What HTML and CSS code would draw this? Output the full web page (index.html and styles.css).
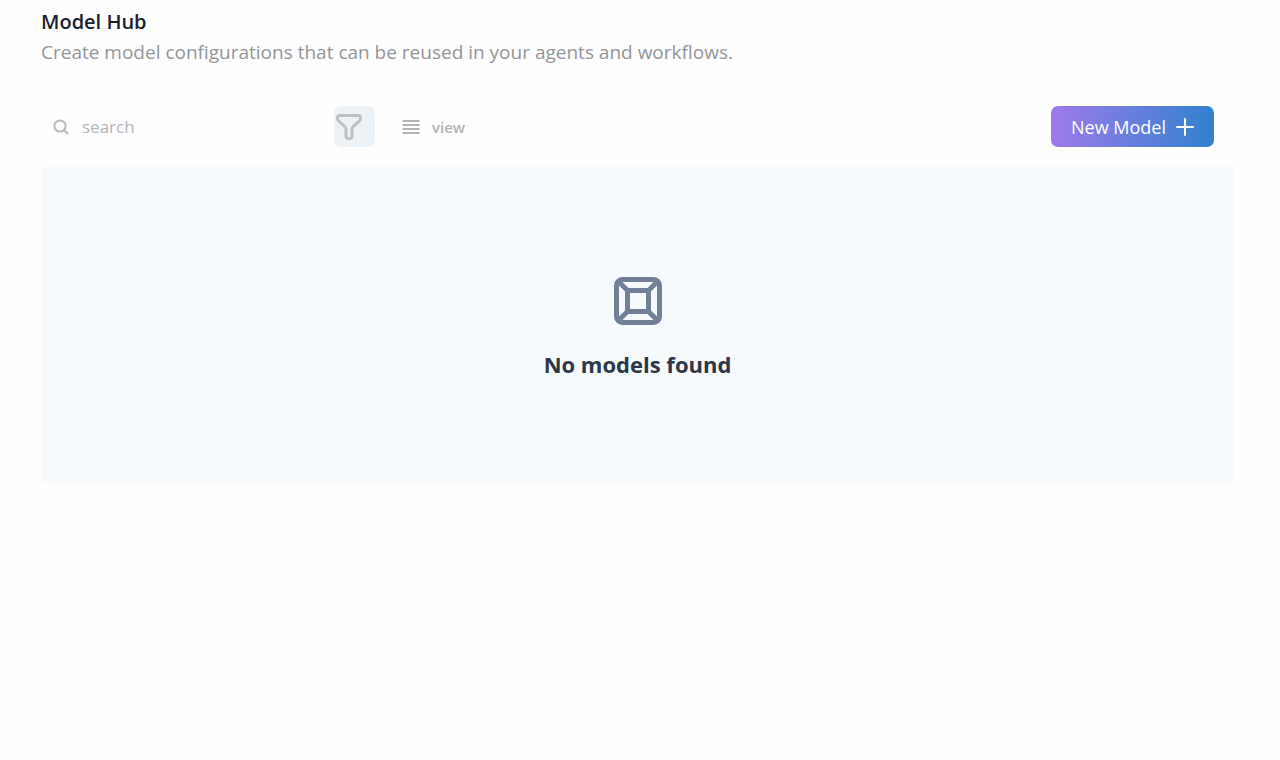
FILE: index.html
```html
<!DOCTYPE html>
<html lang="en">
<head>
    <meta charset="UTF-8">
    <meta name="viewport" content="width=device-width, initial-scale=1.0">
    <title>Model Hub</title>
    <link rel="stylesheet" href="styles.css">
</head>
<body>
    <main class="page">
        <header class="heading">
            <h1>Model Hub</h1>
            <p>Create model configurations that can be reused in your agents and workflows.</p>
        </header>

        <div class="toolbar">
            <label class="search">
                <svg class="search-icon" viewBox="0 0 16 16" aria-hidden="true">
                    <circle cx="7" cy="7" r="5.6"/>
                    <path d="M11.2 11.2L15 15"/>
                </svg>
                <input type="text" placeholder="search" aria-label="search">
            </label>
            <button type="button" class="filter-button" aria-label="Filter">
                <svg viewBox="0 0 26 26" aria-hidden="true">
                    <path d="M3.2 1.5H22.8A1.7 1.7 0 0 1 24.5 3.2V4.6Q24.5 5.8 23.5 6.8L17.2 12.6Q16 13.8 16 15.4V22.4A2 2 0 0 1 14 24.5H12A2 2 0 0 1 10 22.4V15.4Q10 13.8 8.8 12.6L2.5 6.8Q1.5 5.8 1.5 4.6V3.2A1.7 1.7 0 0 1 3.2 1.5Z"/>
                </svg>
            </button>
            <button type="button" class="view-button">
                <svg viewBox="0 0 18 14" aria-hidden="true">
                    <path d="M0.5 1H17.5M0.5 5H17.5M0.5 9H17.5M0.5 13H17.5"/>
                </svg>
                view
            </button>
            <button type="button" class="new-button">
                New Model
                <svg viewBox="0 0 18 18" aria-hidden="true">
                    <path d="M9 1V17M1 9H17"/>
                </svg>
            </button>
        </div>

        <section class="empty">
            <svg class="empty-icon" viewBox="0 0 48 48" aria-hidden="true">
                <rect x="2.5" y="2.5" width="43" height="43" rx="6"/>
                <rect x="13.5" y="13.5" width="21" height="21"/>
                <path d="M3.5 3.5L13.5 13.5M44.5 3.5L34.5 13.5M3.5 44.5L13.5 34.5M44.5 44.5L34.5 34.5"/>
            </svg>
            <h2>No models found</h2>
        </section>
    </main>
</body>
</html>
```

FILE: styles.css
```css
* {
    box-sizing: border-box;
}
body {
    margin: 0;
    background-color: #fefefe;
    color: #1a202c;
    font-family: "Segoe UI", "Open Sans", sans-serif;
}
.page {
    padding: 7px 46px 40px 41px;
}
.heading h1 {
    margin: 0;
    font-size: 20px;
    font-weight: 600;
    line-height: 30px;
}
.heading p {
    margin: 0;
    color: #929698;
    font-size: 19px;
    line-height: 30px;
}
button {
    border: none;
    cursor: pointer;
    font-family: inherit;
}
svg {
    fill: none;
    stroke: currentColor;
    flex-shrink: 0;
}
.toolbar {
    display: flex;
    align-items: center;
    height: 41px;
    margin: 39px 0 20px;
    padding-right: 20px;
}
.search {
    display: flex;
    align-items: center;
    gap: 13px;
    width: 293px;
    padding-left: 12px;
    color: #b8bcbf;
}
.search-icon {
    width: 16px;
    height: 16px;
    stroke-width: 2;
}
.search input {
    flex: 1;
    min-width: 0;
    padding: 0;
    border: none;
    outline: none;
    background: transparent;
    color: #4a5568;
    font-family: inherit;
    font-size: 17px;
    line-height: 24px;
}
.search input::placeholder {
    color: #b2b4b6;
    opacity: 1;
}
.filter-button {
    display: flex;
    align-items: center;
    width: 41px;
    height: 41px;
    padding: 0 0 0 2px;
    border-radius: 7px;
    background-color: #edf2f7;
    color: #bcc1c6;
}
.filter-button svg {
    width: 26px;
    height: 26px;
    stroke-width: 3;
}
.view-button {
    display: flex;
    align-items: center;
    gap: 12px;
    margin-left: 27px;
    padding: 0;
    background: transparent;
    color: #b2b4b6;
    font-size: 15px;
    font-weight: 600;
    line-height: 24px;
}
.view-button svg {
    width: 18px;
    height: 14px;
    stroke-width: 2;
}
.new-button {
    display: flex;
    align-items: center;
    gap: 10px;
    height: 41px;
    margin-left: auto;
    padding: 0 20px;
    border-radius: 7px;
    background: linear-gradient(to right, #9f7aea, #3182ce);
    color: #fff;
    font-size: 18px;
}
.new-button svg {
    width: 18px;
    height: 18px;
    stroke-width: 2;
    stroke-linecap: round;
}
.empty {
    display: flex;
    flex-direction: column;
    align-items: center;
    padding: 110px 20px 102px;
    background-color: #f7fafc;
}
.empty-icon {
    width: 48px;
    height: 48px;
    color: #718096;
    stroke-width: 5;
}
.empty h2 {
    margin: 22px 0 0;
    color: #2d3748;
    font-size: 22px;
    font-weight: 700;
    line-height: 34px;
}
```
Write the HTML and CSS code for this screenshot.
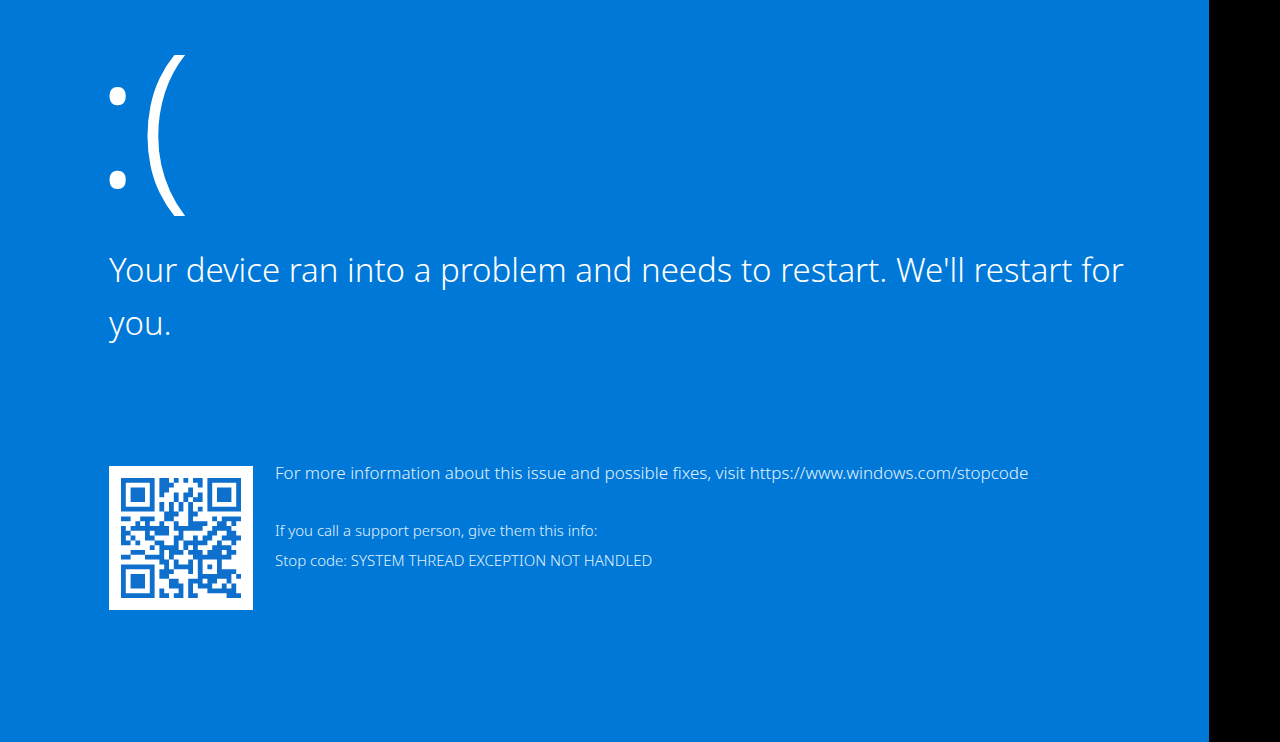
FILE: index.html
```
<!DOCTYPE html>
<html lang="en">
<head>
    <meta charset="utf-8">
    <title>Your device ran into a problem</title>
    <link rel="stylesheet" href="styles.css">
</head>
<body>

<main class="screen">
    <div class="face">:(</div>
    <h1 class="message">Your device ran into a problem and needs to restart. We'll restart for you.</h1>

    <div class="details">
        <div class="qr">
            <svg class="qr-code" viewBox="0 0 25 25" role="img" aria-label="QR code for https://www.windows.com/stopcode">
                <!-- one line of the code per row, each run of dark modules is a stroke -->
                <path transform="translate(0 .5)" d="
                    M0 0h7m1 0h2m1 0h1m1 0h1m1 0h2m1 0h7
                    M0 1h1m5 0h1m1 0h3m5 0h1m1 0h1m5 0h1
                    M0 2h1m1 0h3m1 0h1m1 0h2m4 0h1m3 0h1m1 0h3m1 0h1
                    M0 3h1m1 0h3m1 0h1m1 0h1m2 0h1m1 0h2m1 0h1m1 0h1m1 0h3m1 0h1
                    M0 4h1m1 0h3m1 0h1m4 0h1m1 0h1m1 0h2m1 0h1m1 0h3m1 0h1
                    M0 5h1m5 0h1m1 0h1m1 0h1m1 0h1m1 0h1m3 0h1m5 0h1
                    M0 6h7m1 0h1m1 0h1m1 0h1m1 0h1m1 0h1m1 0h7
                    M9 7h3m2 0h2
                    M0 8h2m2 0h3m2 0h2m3 0h1m4 0h1m1 0h4
                    M3 9h1m1 0h1m2 0h1m2 0h1m2 0h4m2 0h2m1 0h1
                    M0 10h1m1 0h8m1 0h6m2 0h4
                    M0 11h2m3 0h1m1 0h3m2 0h1m5 0h2m2 0h2
                    M0 12h1m1 0h1m2 0h2m4 0h2m2 0h1m1 0h2m2 0h4
                    M0 13h2m1 0h1m3 0h2m2 0h1m1 0h5m2 0h1m2 0h1
                    M6 14h1m1 0h4m1 0h1m1 0h1m3 0h4
                    M2 15h3m3 0h1m1 0h3m1 0h3m1 0h3m1 0h2
                    M0 16h2m3 0h4m1 0h1m4 0h8
                    M8 17h2m1 0h1m2 0h1m1 0h1m3 0h1
                    M0 18h7m2 0h1m1 0h4m1 0h1m1 0h1m1 0h1
                    M0 19h1m5 0h1m1 0h3m3 0h1m1 0h1m3 0h4
                    M0 20h1m1 0h3m1 0h1m1 0h2m6 0h7m1 0h1
                    M0 21h1m1 0h3m1 0h1m3 0h2m2 0h3m1 0h2m2 0h1
                    M0 22h1m1 0h3m1 0h1m3 0h3m1 0h1m1 0h3m2 0h1m1 0h1
                    M0 23h1m5 0h1m1 0h1m3 0h1m1 0h1m3 0h6
                    M0 24h7m1 0h2m1 0h2m1 0h2m6 0h3"/>
            </svg>
        </div>
        <div class="info">
            <p class="more">For more information about this issue and possible fixes, visit https://www.windows.com/stopcode</p>
            <p class="support">If you call a support person, give them this info:</p>
            <p class="support">Stop code: SYSTEM THREAD EXCEPTION NOT HANDLED</p>
        </div>
    </div>
</main>

</body>
</html>
```
FILE: styles.css
```
body {
    margin: 0;
    padding-right: 71px;
    background: #000000;
    font-family: "Noto Sans", "Open Sans", sans-serif;
}

.screen {
    box-sizing: border-box;
    min-height: 100vh;
    padding: 4px 72px 20px 109px;
    background: #0078d7;
    color: #ffffff;
}

/* pulled left so the colon lines up with the text below */
.face {
    margin-left: -14px;
    font-size: 184px;
    font-weight: 300;
    line-height: 224px;
}

.message {
    margin: 15px 0 0;
    font-size: 33px;
    font-weight: 300;
    line-height: 53px;
}

.details {
    display: flex;
    align-items: flex-start;
    gap: 22px;
    margin-top: 117px;
    font-weight: 300;
}

.qr {
    flex: none;
    width: 120px;
    padding: 12px;
    background: #ffffff;
}

.qr-code {
    display: block;
    stroke: #0f6fcd;
    stroke-width: 1;
}

.info {
    color: #e0f2ff;
}

.info p {
    margin: 0;
}

.info .more {
    margin-bottom: 35px;
    font-size: 17px;
    line-height: 14px;
}

.support {
    font-size: 15px;
    line-height: 30px;
}
```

TASK PROMPT: From the entries above, list each line with "this" in it.

RIGHT ANSWER:
What HTML and CSS code would draw this? Output the full web page (index.html and styles.css).
Write the HTML and CSS code for this screenshot.
            <p class="more">For more information about this issue and possible fixes, visit https://www.windows.com/stopcode</p>
            <p class="support">If you call a support person, give them this info:</p>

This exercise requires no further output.